FRANCE – The €19.2bn French reserve fund, Fonds de Réserve pour les Retraites, says it is currently holding off from fixed income investments because of low yields.

A spokeswoman for the fund said FRR was adjusting to market conditions, which are making bonds relatively expensive. However, she added that the FRR had already invested 50% of its assets, chiefly in equities.

The FRR was set up in 1999 to provide future support for the pay-as-you-go state pension system through financial investments. Its resources cannot be used until 2020.

The spokeswoman also told IPE that the FRR expects funding levels to have reached between €24-25bn by the end of this year.

The projection includes a €3.1bn cash injection from a compensatory adjustment by France’s electricity and gas enterprises, EDF and GDF.

The sum amounts to 40% of the €7.7bn to be paid as a compensatory adjustment by EDF and GDF on the integration of their pension obligations into the state old-age fund, the Caisse Nationale d’Assurance Vieillesse (CNAV).

The FRR announced last week that it was also looking for a specialised consultant to assist with the manager selection for private equity mandates.
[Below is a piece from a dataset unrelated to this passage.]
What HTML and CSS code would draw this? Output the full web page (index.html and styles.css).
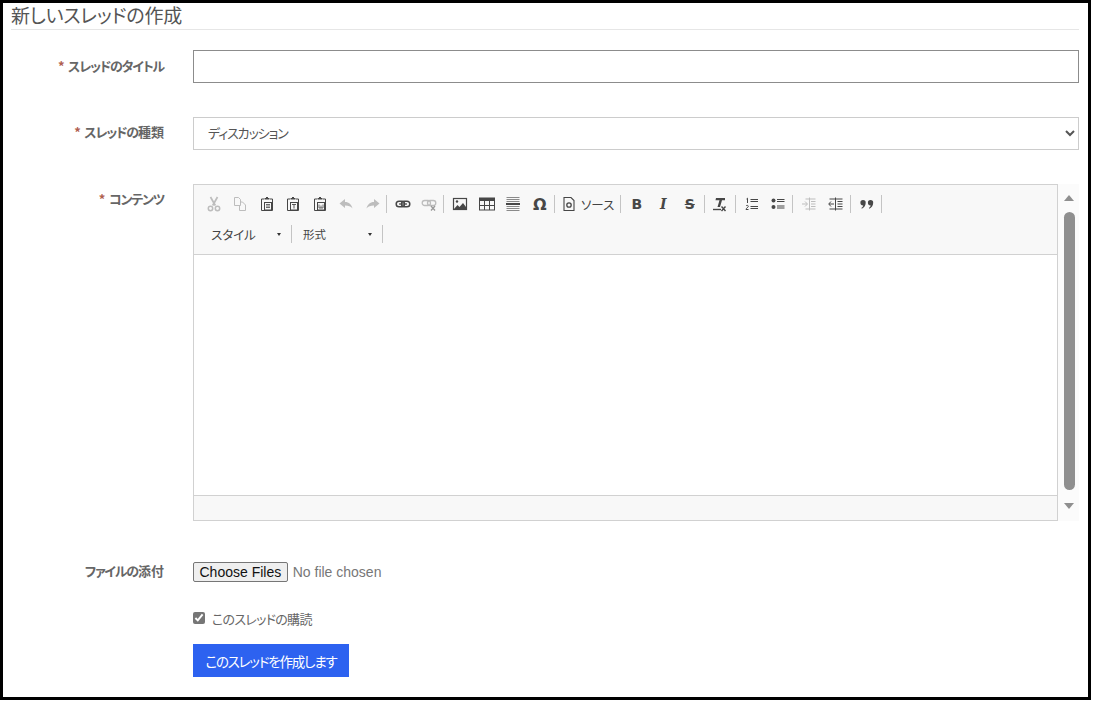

The fund’s allocation to the asset class will be in the region of “ several hundreds of millions of euro”.

The spokeswoman declined to comment on whether Mercer Investment Consulting, the adviser involved in 27 manager appointments last year, would pitch for the private equity consultancy.

FRR will also allocate money to socially responsible investments during the year and will consider allocations to hedge funds and real estate later.

Francis Mayer, chairman of FRR’s executive board, said last week that hedge funds and real estate were not in the fund’s “current investment universe”.